Brendan McCracken: Yeah, Josh. No. That's great. I'm glad you highlighted that. I think, you know, when you stand back and you look at the collective batch of enhancements we made to our '25 plan here, the sum total is $150 million worth of free cash flow, and LOE reduction is one of the pieces that drove that. And so, you know, a couple of things in specific to the Montney. One of the other features that's helping us is our operating capability on the new assets has led to higher run times. And then, of course, the work we've been doing with our midstream providers is leading to higher run times at their facilities, which flows through to ours as well.

And so all of that is a boost to per unit OpEx because, you know, you're just being more effective with the dollars that you're spending. But, you know, Greg, I don't know if you want any comment on anything more specifically.

Greg Givens: Yeah. I think the other opportunity we have is using our operations control center and some of our machine learning and AI tools that allow us to optimize gas lift. You know, just further increases our ability to keep those wells online and optimized, up in Canada and then across the portfolio. One other thing that's really helping with the downtime is, while disruptions are less frequent, we're seeing better run times. When we do have disruptions, now that we have automation fully deployed across the new assets, we can return production much faster when an offset does occur.

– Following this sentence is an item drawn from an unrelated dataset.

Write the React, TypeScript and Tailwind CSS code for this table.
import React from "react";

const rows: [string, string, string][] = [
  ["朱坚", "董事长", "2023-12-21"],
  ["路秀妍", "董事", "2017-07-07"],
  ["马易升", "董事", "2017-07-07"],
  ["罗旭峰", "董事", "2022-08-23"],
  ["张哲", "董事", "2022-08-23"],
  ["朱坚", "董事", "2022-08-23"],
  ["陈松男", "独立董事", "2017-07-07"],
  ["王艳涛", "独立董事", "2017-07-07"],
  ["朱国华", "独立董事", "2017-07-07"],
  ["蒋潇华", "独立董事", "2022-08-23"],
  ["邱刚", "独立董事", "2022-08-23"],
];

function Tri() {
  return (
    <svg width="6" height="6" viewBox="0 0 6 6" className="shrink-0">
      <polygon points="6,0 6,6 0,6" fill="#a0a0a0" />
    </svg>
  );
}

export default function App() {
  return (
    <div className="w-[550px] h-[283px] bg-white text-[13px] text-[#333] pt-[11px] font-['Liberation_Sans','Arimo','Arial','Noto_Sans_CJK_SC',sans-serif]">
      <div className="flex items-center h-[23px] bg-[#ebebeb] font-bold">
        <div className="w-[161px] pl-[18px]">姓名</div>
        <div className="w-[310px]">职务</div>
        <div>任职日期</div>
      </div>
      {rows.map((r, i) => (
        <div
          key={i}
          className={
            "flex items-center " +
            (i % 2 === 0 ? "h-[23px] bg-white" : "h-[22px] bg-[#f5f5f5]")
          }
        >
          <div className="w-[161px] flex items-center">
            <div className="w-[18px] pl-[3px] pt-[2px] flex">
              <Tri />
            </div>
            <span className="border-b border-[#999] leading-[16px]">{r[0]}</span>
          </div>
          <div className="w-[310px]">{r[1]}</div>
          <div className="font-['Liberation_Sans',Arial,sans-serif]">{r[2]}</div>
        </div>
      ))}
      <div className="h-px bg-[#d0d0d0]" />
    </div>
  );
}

So all of those things lead to better production for the same or lower cost, which we think will have some, you know, downward pressure on LOE going forward.

Josh Silverstein: Thanks, guys.

Brendan McCracken: Thanks, Josh.

Operator: Thank you. At this time, we have completed the question and answer session, and we'll turn the call back over to Mr. Verhaest.

Jason Verhaest: Thanks, Joanna, and thank you, everyone, for joining us today. Our call is now complete.

Operator: Ladies and gentlemen, this concludes your conference.